In the given function, we will try to bring all the identity in the same form, and then we will use the trigonometric identity \[1 - {\cos ^2}\theta = {\sin ^2}\theta \] and we further reduce the function and then it is integrated.

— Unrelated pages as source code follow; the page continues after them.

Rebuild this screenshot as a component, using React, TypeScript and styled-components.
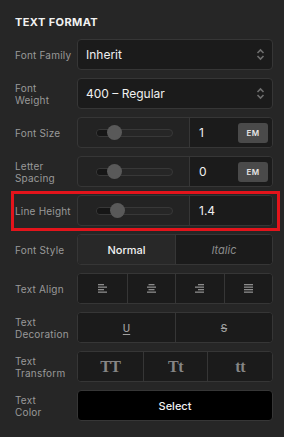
import React, { FC, ReactElement, ReactNode } from 'react';
import styled, { createGlobalStyle, css } from 'styled-components';

const GlobalStyle = createGlobalStyle`
  html, body {
    margin: 0;
    padding: 0;
    background: #262626;
  }
  body {
    font-family: Inter, "Noto Sans", sans-serif;
    -webkit-font-smoothing: antialiased;
  }
`;

const Panel = styled.div`
  width: 284px;
  height: 437px;
  box-sizing: border-box;
  padding: 15px 11px 0 15px;
  background: #262626;
`;

const Title = styled.h2`
  margin: 0 0 10px;
  font-size: 11px;
  line-height: 14px;
  font-weight: 700;
  letter-spacing: 0.4px;
  color: #f2f2f2;
`;

const Rows = styled.div`
  display: flex;
  flex-direction: column;
  gap: 8px;
`;

const Row = styled.div<{ $highlight?: boolean }>`
  position: relative;
  display: grid;
  grid-template-columns: 62px 196px;
  align-items: center;
  height: 31px;

  ${({ $highlight }) =>
    $highlight &&
    css`
      &::after {
        content: '';
        position: absolute;
        left: -4px;
        right: -7px;
        top: -4px;
        bottom: -5px;
        border: 3px solid #e3141b;
        pointer-events: none;
      }
    `}
`;

const Label = styled.div`
  font-size: 10px;
  line-height: 12px;
  color: #999;
  letter-spacing: 0.2px;
`;

const Box = styled.div<{ $bg?: string }>`
  box-sizing: border-box;
  height: 31px;
  border: 1px solid #363636;
  border-radius: 4px;
  background: ${({ $bg }) => $bg || '#1b1b1b'};
  overflow: hidden;
`;

const SelectBox = styled(Box)`
  display: flex;
  align-items: center;
  justify-content: space-between;
  padding: 0 7px 0 8px;
  font-size: 12px;
  color: #f0f0f0;
`;

const SliderBox = styled(Box)`
  display: grid;
  grid-template-columns: 111px 1fr;
  background: #232323;
`;

const SliderCell = styled.div`
  display: flex;
  align-items: center;
  padding-left: 18px;
`;

const Track = styled.div`
  position: relative;
  box-sizing: border-box;
  width: 77px;
  height: 8px;
  border: 1px solid #383838;
  border-radius: 4px;
  background: #262626;
`;

const Fill = styled.div`
  height: 100%;
  border-radius: 4px 0 0 4px;
  background: #161616;
`;

const Thumb = styled.div`
  position: absolute;
  top: 50%;
  width: 15px;
  height: 15px;
  margin: -7.5px 0 0 -7.5px;
  border-radius: 50%;
  background: #595959;
`;

const NumberCell = styled.div`
  display: flex;
  align-items: center;
  justify-content: space-between;
  padding: 0 4px 0 9px;
  border-left: 1px solid #363636;
  background: #1b1b1b;
  font-size: 12px;
  color: #f0f0f0;
`;

const UnitButton = styled.div`
  display: flex;
  align-items: center;
  justify-content: center;
  width: 30px;
  height: 20px;
  border-radius: 3px;
  background: #4a4a4a;
  font-size: 8px;
  font-weight: 600;
  color: #e6e6e6;
  letter-spacing: 0.3px;
`;

const Segments = styled(Box)<{ $count: number }>`
  display: grid;
  grid-template-columns: repeat(${({ $count }) => $count}, 1fr);
`;

const Segment = styled.div<{ $active?: boolean }>`
  display: flex;
  align-items: center;
  justify-content: center;
  background: ${({ $active }) => ($active ? '#282828' : '#1b1b1b')};
  color: ${({ $active }) => ($active ? '#f2f2f2' : '#8c8c8c')};
  font-size: 11px;
  font-weight: ${({ $active }) => ($active ? 500 : 400)};

  & + & {
    border-left: 1px solid #363636;
  }
`;

const ItalicText = styled.span`
  font-style: italic;
`;

const DecoText = styled.span<{ $line: 'underline' | 'line-through' }>`
  font-size: 10px;
  font-weight: 500;
  color: #a0a0a0;
  text-decoration: ${({ $line }) => $line};
  text-decoration-thickness: 1px;
  text-underline-offset: 2px;
`;

const CaseText = styled.span`
  font-family: "Liberation Serif", "DejaVu Serif", serif;
  font-size: 16px;
  font-weight: 700;
  color: #858585;
  letter-spacing: -0.5px;
`;

const ColorButton = styled(Box)`
  display: flex;
  align-items: center;
  justify-content: center;
  background: #000;
  font-size: 11px;
  font-weight: 500;
  color: #f2f2f2;
`;

const Chevrons: FC = (): ReactElement => (
  <svg width="9" height="13" viewBox="0 0 9 13" fill="none">
    <path d="M1.5 5 L4.5 2 L7.5 5" stroke="#6e6e6e" strokeWidth="1.6" />
    <path d="M1.5 8 L4.5 11 L7.5 8" stroke="#6e6e6e" strokeWidth="1.6" />
  </svg>
);

type Align = 'left' | 'center' | 'right' | 'justify';

const AlignIcon: FC<{ align: Align }> = ({ align }): ReactElement => {
  const lengths = align === 'justify' ? [9, 9, 9, 9] : [6, 9, 6, 9];
  return (
    <svg width="9" height="9" viewBox="0 0 9 9">
      {lengths.map((len, i) => {
        let x = 0;
        if (align === 'center') x = (9 - len) / 2;
        if (align === 'right') x = 9 - len;
        return <rect key={i} x={x} y={i * 2.5} width={len} height="1.3" fill="#8c8c8c" />;
      })}
    </svg>
  );
};

interface SliderProps {
  value: string;
  pos: number;
  unit?: string;
}

const Slider: FC<SliderProps> = ({ value, pos, unit }): ReactElement => (
  <SliderBox>
    <SliderCell>
      <Track>
        <Fill style={{ width: pos }} />
        <Thumb style={{ left: pos }} />
      </Track>
    </SliderCell>
    <NumberCell>
      <span>{value}</span>
      {unit && <UnitButton>{unit}</UnitButton>}
    </NumberCell>
  </SliderBox>
);

const Field: FC<{ label: ReactNode; highlight?: boolean; children: ReactNode }> = ({
  label,
  highlight,
  children,
}): ReactElement => (
  <Row $highlight={highlight}>
    <Label>{label}</Label>
    {children}
  </Row>
);

const App: FC = (): ReactElement => (
  <>
    <GlobalStyle />
    <Panel>
      <Title>TEXT FORMAT</Title>
      <Rows>
        <Field label="Font Family">
          <SelectBox>
            <span>Inherit</span>
            <Chevrons />
          </SelectBox>
        </Field>
        <Field label={<>Font<br />Weight</>}>
          <SelectBox>
            <span>400 – Regular</span>
            <Chevrons />
          </SelectBox>
        </Field>
        <Field label="Font Size">
          <Slider value="1" pos={17} unit="EM" />
        </Field>
        <Field label={<>Letter<br />Spacing</>}>
          <Slider value="0" pos={17} unit="EM" />
        </Field>
        <Field label="Line Height" highlight>
          <Slider value="1.4" pos={20} />
        </Field>
        <Field label="Font Style">
          <Segments $count={2}>
            <Segment $active>Normal</Segment>
            <Segment>
              <ItalicText>Italic</ItalicText>
            </Segment>
          </Segments>
        </Field>
        <Field label="Text Align">
          <Segments $count={4}>
            <Segment><AlignIcon align="left" /></Segment>
            <Segment><AlignIcon align="center" /></Segment>
            <Segment><AlignIcon align="right" /></Segment>
            <Segment><AlignIcon align="justify" /></Segment>
          </Segments>
        </Field>
        <Field label={<>Text<br />Decoration</>}>
          <Segments $count={2}>
            <Segment><DecoText $line="underline">U</DecoText></Segment>
            <Segment><DecoText $line="line-through">S</DecoText></Segment>
          </Segments>
        </Field>
        <Field label={<>Text<br />Transform</>}>
          <Segments $count={3}>
            <Segment><CaseText>TT</CaseText></Segment>
            <Segment><CaseText>Tt</CaseText></Segment>
            <Segment><CaseText>tt</CaseText></Segment>
          </Segments>
        </Field>
        <Field label={<>Text<br />Color</>}>
          <ColorButton>Select</ColorButton>
        </Field>
      </Rows>
    </Panel>
  </>
);

export default App;
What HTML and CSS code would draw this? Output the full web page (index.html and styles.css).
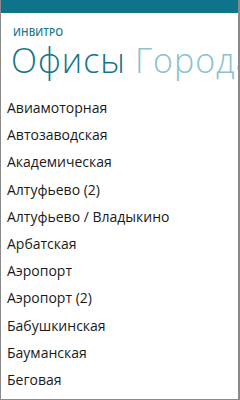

Complete step by step solution:
Let us consider that $I = \int {\sqrt {\dfrac{{\cos x - {{\cos }^3}x}}{{1 - {{\cos }^3}x}}} } dx$
The above equation can also be written by taking $\cos x$ as common from both the terms in the numerator as
$
  I = \int {\sqrt {\dfrac{{\cos x - {{\cos }^3}x}}{{1 - {{\cos }^3}x}}} } dx \\
   = \int {\sqrt {\dfrac{{\cos x(1 - {{\cos }^2}x)}}{{1 - {{\cos }^3}x}}} } dx \\
   = \int {\sqrt {\dfrac{{{{\sin }^2}x\cos x}}{{1 - {{\cos }^3}x}}} } dx - - - - (i) \\
 $
Now, let us consider that $u = {\cos ^{\dfrac{3}{2}}}x - - - - (ii)$
Differentiate the equation (ii) with respect to x as:
$
 \dfrac{d}{{dx}}(u) = \dfrac{d}{{dx}}\left( {{{\cos }^{\dfrac{3}{2}}}x} \right) \\
 \dfrac{{du}}{{dx}} = \dfrac{3}{2}{\cos ^{\left( {\dfrac{3}{2} - 1} \right)}}\left( { - \sin x} \right) \\
 du = \dfrac{{ - 3\sin x\sqrt {\cos x} }}{2}dx \\
 dx = \dfrac{{ - 2}}{{3\sin x\sqrt {\cos x} }}du - - - - (iii) \\
 $
Substituting the value of ‘dx’ obtained in equation (iii) in the equation (i) we get,
$
 I = \int {\sqrt {\dfrac{{{{\sin }^2}x\cos x}}{{1 - {{\cos }^3}x}}} } dx \\
   = \int {\sqrt {\dfrac{{{{\sin }^2}x\cos x}}{{1 - {{\cos }^3}x}}} \times } \dfrac{{ - 2}}{{3\sin x\sqrt {\cos x} }}du \\
   = \dfrac{{ - 2}}{3}\int {\dfrac{{\sin x}}{{\sin x}}\sqrt {\dfrac{{\cos x}}{{\cos x\left( {1 - {{\cos }^3}x} \right)}}} } du - - - - (iv) \\
 $
Again, substitute the values of the equation (ii) in the equation (iv) we get
$
  I = \dfrac{{ - 2}}{3}\int {\dfrac{{\sin x}}{{\sin x}}\sqrt {\dfrac{{\cos x}}{{\cos x\left( {1 - {{\cos }^3}x} \right)}}} } du \\
   = \dfrac{{ - 2}}{3}\int {\sqrt {\dfrac{1}{{1 - {{\cos }^3}x}}} } \\
   = \dfrac{{ - 2}}{3}\int {\sqrt {\dfrac{1}{{1 - {u^2}}}} du} - - - - (v){\text{ }}\left[ {u = {{\cos }^{\dfrac{3}{2}}}x \Rightarrow {{\cos }^3}x = {u^2}} \right] \\
 $
Using the definite integral formula \[\int {\dfrac{1}{{\sqrt {1 - {a^2}} }} = {{\sin }^{ - 1}}a} \] in the equation (v) we get
$
  I = \dfrac{{ - 2}}{3}\int {\sqrt {\dfrac{1}{{1 - {u^2}}}} du} \\
   = \dfrac{{ - 2}}{3}\left( {{{\sin }^1}u} \right) + c - - - - (vi) \\
 $
Now, substitute the value of $ u $ from the equation (ii) we get
$
  I = \dfrac{{ - 2}}{3}\left( {{{\sin }^1}u} \right) + c \\
   = \dfrac{{ - 2}}{3}{\sin ^{ - 1}}\left( {{{\cos }^{\dfrac{3}{2}}}x} \right) + c \\
 $
Hence, $\int {\sqrt {\dfrac{{\cos x - {{\cos }^3}x}}{{1 - {{\cos }^3}x}}} } dx = \dfrac{{ - 2}}{3}{\sin ^{ - 1}}\left( {{{\cos }^{\dfrac{3}{2}}}x} \right) + c$

Option A is correct.

Note:
While substituting the real parameter of the question with the auxiliary parameter, one should be sure that it will not make the problem more complex. However, selecting an auxiliary parameter completely depends on the individual point of view.